--- start ---
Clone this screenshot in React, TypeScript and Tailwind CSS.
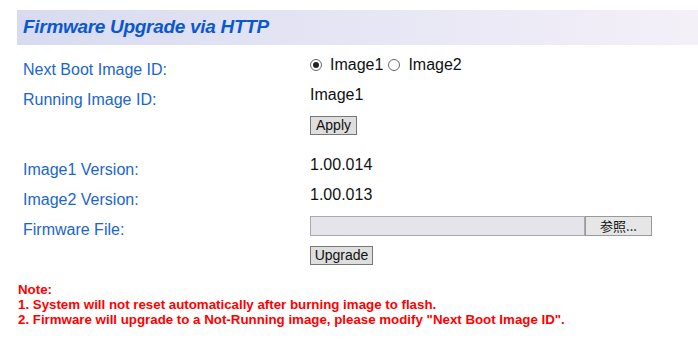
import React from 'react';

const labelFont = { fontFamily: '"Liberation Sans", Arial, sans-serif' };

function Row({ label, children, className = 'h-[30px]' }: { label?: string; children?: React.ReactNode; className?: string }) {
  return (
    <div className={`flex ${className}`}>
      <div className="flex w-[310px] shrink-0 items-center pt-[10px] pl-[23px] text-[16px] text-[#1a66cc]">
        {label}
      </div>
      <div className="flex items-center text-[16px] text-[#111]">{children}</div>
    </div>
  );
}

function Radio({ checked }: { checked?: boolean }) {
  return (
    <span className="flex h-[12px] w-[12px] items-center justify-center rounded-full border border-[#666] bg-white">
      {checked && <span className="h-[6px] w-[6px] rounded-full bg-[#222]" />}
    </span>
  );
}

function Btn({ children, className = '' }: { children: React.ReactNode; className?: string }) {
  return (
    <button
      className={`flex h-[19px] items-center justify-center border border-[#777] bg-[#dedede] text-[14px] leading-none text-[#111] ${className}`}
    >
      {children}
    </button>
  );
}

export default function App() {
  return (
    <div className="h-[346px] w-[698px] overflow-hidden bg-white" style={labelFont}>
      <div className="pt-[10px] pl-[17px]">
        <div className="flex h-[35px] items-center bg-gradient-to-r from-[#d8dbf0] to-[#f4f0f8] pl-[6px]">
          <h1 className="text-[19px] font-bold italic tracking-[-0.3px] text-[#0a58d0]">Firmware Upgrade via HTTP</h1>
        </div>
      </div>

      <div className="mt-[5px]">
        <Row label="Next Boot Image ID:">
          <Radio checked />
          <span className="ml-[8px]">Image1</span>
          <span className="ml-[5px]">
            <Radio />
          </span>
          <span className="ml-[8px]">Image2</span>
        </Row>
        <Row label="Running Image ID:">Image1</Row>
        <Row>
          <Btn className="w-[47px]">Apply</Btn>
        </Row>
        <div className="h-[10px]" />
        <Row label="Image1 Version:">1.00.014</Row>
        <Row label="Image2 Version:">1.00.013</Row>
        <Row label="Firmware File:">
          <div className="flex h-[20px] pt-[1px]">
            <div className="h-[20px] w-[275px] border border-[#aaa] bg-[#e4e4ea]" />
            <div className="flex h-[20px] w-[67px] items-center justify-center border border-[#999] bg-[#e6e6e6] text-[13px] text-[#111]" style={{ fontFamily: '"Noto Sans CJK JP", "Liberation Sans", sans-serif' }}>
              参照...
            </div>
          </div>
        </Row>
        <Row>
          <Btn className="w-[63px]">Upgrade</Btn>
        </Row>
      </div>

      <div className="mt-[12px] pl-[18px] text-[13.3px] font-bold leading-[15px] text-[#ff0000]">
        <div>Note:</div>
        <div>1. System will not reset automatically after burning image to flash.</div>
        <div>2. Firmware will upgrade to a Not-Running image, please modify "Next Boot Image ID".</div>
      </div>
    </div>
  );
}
--- end ---
Please set down each line of the data above exactly as written, without the pictures.

Clone this screenshot in React, TypeScript and Tailwind CSS.
import React from 'react';

const labelFont = { fontFamily: '"Liberation Sans", Arial, sans-serif' };

function Row({ label, children, className = 'h-[30px]' }: { label?: string; children?: React.ReactNode; className?: string }) {
  return (
    <div className={`flex ${className}`}>
      <div className="flex w-[310px] shrink-0 items-center pt-[10px] pl-[23px] text-[16px] text-[#1a66cc]">
        {label}
      </div>
      <div className="flex items-center text-[16px] text-[#111]">{children}</div>
    </div>
  );
}

function Radio({ checked }: { checked?: boolean }) {
  return (
    <span className="flex h-[12px] w-[12px] items-center justify-center rounded-full border border-[#666] bg-white">
      {checked && <span className="h-[6px] w-[6px] rounded-full bg-[#222]" />}
    </span>
  );
}

function Btn({ children, className = '' }: { children: React.ReactNode; className?: string }) {
  return (
    <button
      className={`flex h-[19px] items-center justify-center border border-[#777] bg-[#dedede] text-[14px] leading-none text-[#111] ${className}`}
    >
      {children}
    </button>
  );
}

export default function App() {
  return (
    <div className="h-[346px] w-[698px] overflow-hidden bg-white" style={labelFont}>
      <div className="pt-[10px] pl-[17px]">
        <div className="flex h-[35px] items-center bg-gradient-to-r from-[#d8dbf0] to-[#f4f0f8] pl-[6px]">
          <h1 className="text-[19px] font-bold italic tracking-[-0.3px] text-[#0a58d0]">Firmware Upgrade via HTTP</h1>
        </div>
      </div>

      <div className="mt-[5px]">
        <Row label="Next Boot Image ID:">
          <Radio checked />
          <span className="ml-[8px]">Image1</span>
          <span className="ml-[5px]">
            <Radio />
          </span>
          <span className="ml-[8px]">Image2</span>
        </Row>
        <Row label="Running Image ID:">Image1</Row>
        <Row>
          <Btn className="w-[47px]">Apply</Btn>
        </Row>
        <div className="h-[10px]" />
        <Row label="Image1 Version:">1.00.014</Row>
        <Row label="Image2 Version:">1.00.013</Row>
        <Row label="Firmware File:">
          <div className="flex h-[20px] pt-[1px]">
            <div className="h-[20px] w-[275px] border border-[#aaa] bg-[#e4e4ea]" />
            <div className="flex h-[20px] w-[67px] items-center justify-center border border-[#999] bg-[#e6e6e6] text-[13px] text-[#111]" style={{ fontFamily: '"Noto Sans CJK JP", "Liberation Sans", sans-serif' }}>
              参照...
            </div>
          </div>
        </Row>
        <Row>
          <Btn className="w-[63px]">Upgrade</Btn>
        </Row>
      </div>

      <div className="mt-[12px] pl-[18px] text-[13.3px] font-bold leading-[15px] text-[#ff0000]">
        <div>Note:</div>
        <div>1. System will not reset automatically after burning image to flash.</div>
        <div>2. Firmware will upgrade to a Not-Running image, please modify "Next Boot Image ID".</div>
      </div>
    </div>
  );
}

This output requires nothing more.